The award winning Corona-Norco Unified School District serves more than 54,000 K-12 students from the California cities of Corona, Norco and Eastvale, as well as unincorporated parts of Riverside County.
One of the 10 largest districts in the state, it employs approximately 5,000 people. Like many public school districts, Corona-Norco has a goal to reduce capital expenses and technology costs overall for its schools to ensure equal access to technology. With costs rising and a small IT team challenged to drive all over a large, traffic-choked area to deliver services, the district faced a big choice when they decided to upgrade in-school computing: buy more sophisticated and expensive hardware for each school, or take a different approach.

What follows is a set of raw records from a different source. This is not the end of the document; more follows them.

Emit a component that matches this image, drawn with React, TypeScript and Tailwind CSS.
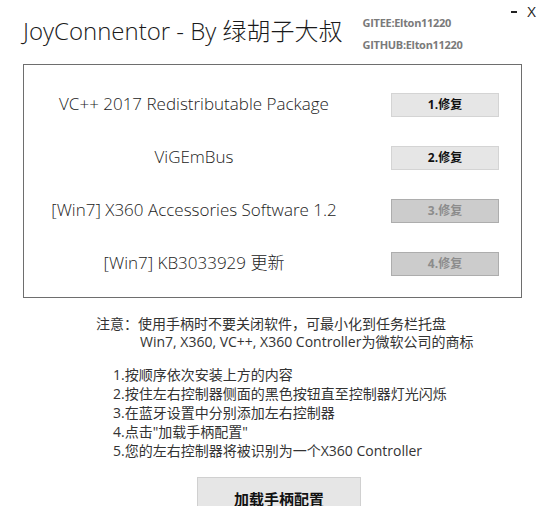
const font = "font-['Open_Sans','Noto_Sans_CJK_SC',sans-serif]";

type Item = { label: string; button: string; enabled: boolean };

const items: Item[] = [
  { label: "VC++ 2017 Redistributable Package", button: "1.修复", enabled: true },
  { label: "ViGEmBus", button: "2.修复", enabled: true },
  { label: "[Win7] X360 Accessories Software 1.2", button: "3.修复", enabled: false },
  { label: "[Win7] KB3033929 更新", button: "4.修复", enabled: false },
];

const steps = [
  "1.按顺序依次安装上方的内容",
  "2.按住左右控制器侧面的黑色按钮直至控制器灯光闪烁",
  "3.在蓝牙设置中分别添加左右控制器",
  '4.点击"加载手柄配置"',
  "5.您的左右控制器将被识别为一个X360 Controller",
];

function RepairButton({ text, enabled }: { text: string; enabled: boolean }) {
  return (
    <button
      className={
        enabled
          ? "h-[24px] w-[108px] border border-[#d4d4d4] bg-[#e6e6e6] text-[12px] font-bold text-[#111]"
          : "h-[24px] w-[108px] border border-[#adadad] bg-[#cccccc] text-[12px] font-bold text-[#8c8c8c]"
      }
    >
      {text}
    </button>
  );
}

export default function App() {
  return (
    <div className={`relative h-[506px] w-[546px] overflow-hidden bg-white ${font}`}>
      {/* window controls */}
      <div className="absolute right-[10px] top-[2px] flex items-center gap-[10px] text-[#222]">
        <span className="mt-[2px] block h-[2px] w-[6px] bg-[#222]" />
        <span className="text-[15px] leading-[18px]">X</span>
      </div>

      <div className="flex items-start pl-[23px] pt-[12px]">
        <div className="mt-[4px] text-[24px] font-light leading-[30px] text-[#1a1a1a]">
          JoyConnentor - By 绿胡子大叔
        </div>
        <div className="ml-[20px] flex flex-col text-[11px] font-bold leading-[22px] tracking-[-0.3px] text-[#7a7a7a]">
          <span>GITEE:Elton11220</span>
          <span>GITHUB:Elton11220</span>
        </div>
      </div>

      <div className="ml-[23px] mt-[8px] flex h-[234px] w-[499px] flex-col border border-[#6e6e6e] pt-[12px]">
        {items.map((it) => (
          <div key={it.button} className="flex h-[53px] items-center">
            <div className="w-[340px] text-center text-[17px] font-light text-[#222]">{it.label}</div>
            <div className="ml-[27px]">
              <RepairButton text={it.button} enabled={it.enabled} />
            </div>
          </div>
        ))}
      </div>

      <div className="mt-[17px] pl-[96px] text-[14px] leading-[18px] text-[#333]">
        <div>注意：使用手柄时不要关闭软件，可最小化到任务栏托盘</div>
        <div className="pl-[44px]">Win7, X360, VC++, X360 Controller为微软公司的商标</div>
      </div>

      <div className="mt-[14px] pl-[113px] text-[14px] leading-[19px] text-[#333]">
        {steps.map((s) => (
          <div key={s}>{s}</div>
        ))}
      </div>

      <div className="mt-[17px] pl-[197px]">
        <button className="h-[44px] w-[164px] border border-[#d0d0d0] bg-[#e6e6e6] text-[15px] font-bold text-[#111]">
          加载手柄配置
        </button>
      </div>
    </div>
  );
}
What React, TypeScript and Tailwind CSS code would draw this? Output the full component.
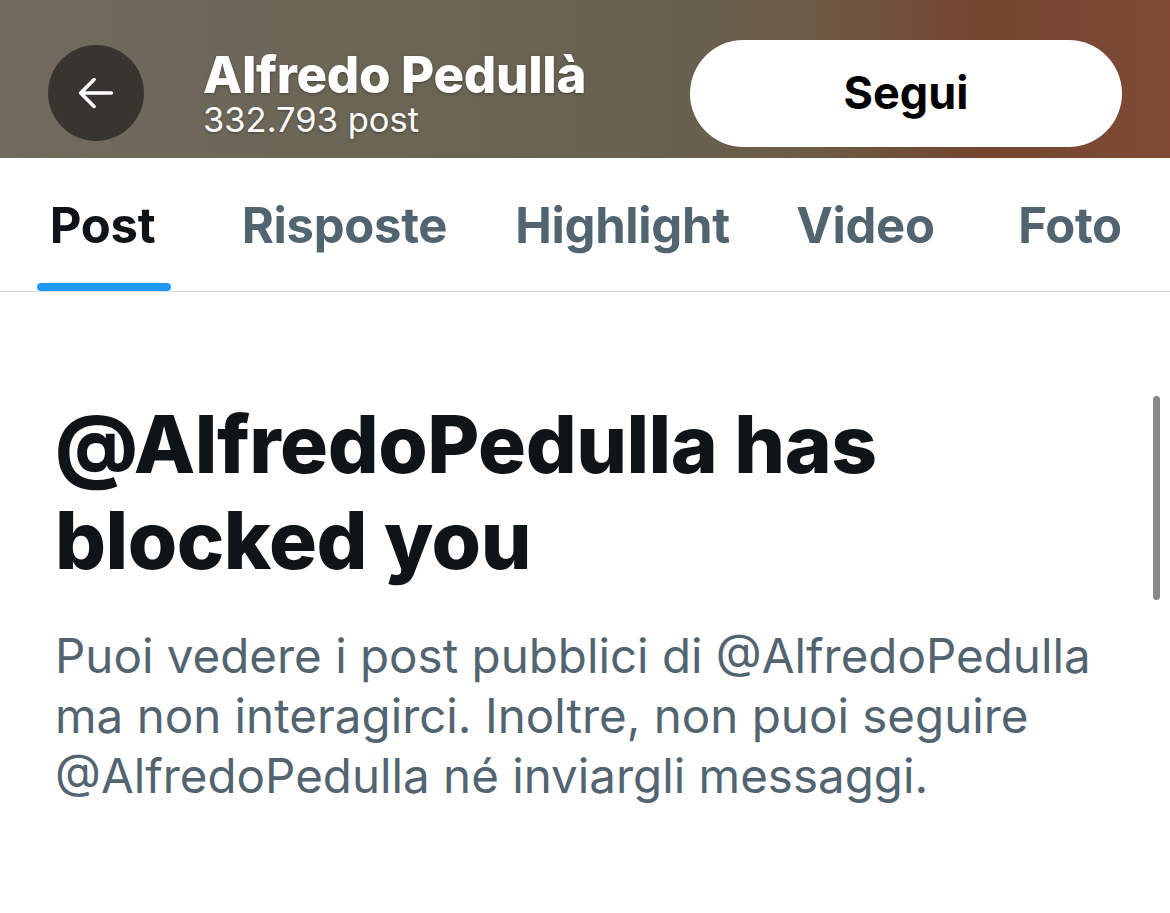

They chose a suite of digital workspace solutions that make it simple and cost-effective to manage mobile devices, upgrade to Windows 10 and distribute and maintain apps using virtual desktops. In 2012, the district started to roll out virtual desktops on zero clients at schools. Corona-Norco now supports 8,000 zero clients and around 5,000 VDI concurrent desktops – with a full-time staff of two. “We don’t see the support number changing dramatically as we significantly ramp up the number of devices,” said Brian Troudy, the district’s director of networking and infrastructure. Adding to the device count is the district’s embrace of the BYOD model for maximum flexibility and choice.
VMware AirWatch and VMware Workspace ONE extend the district’s digital workspaces beyond classroom computers to tablets and laptops, allowing faculty, students and staff to access any app on any device at any time.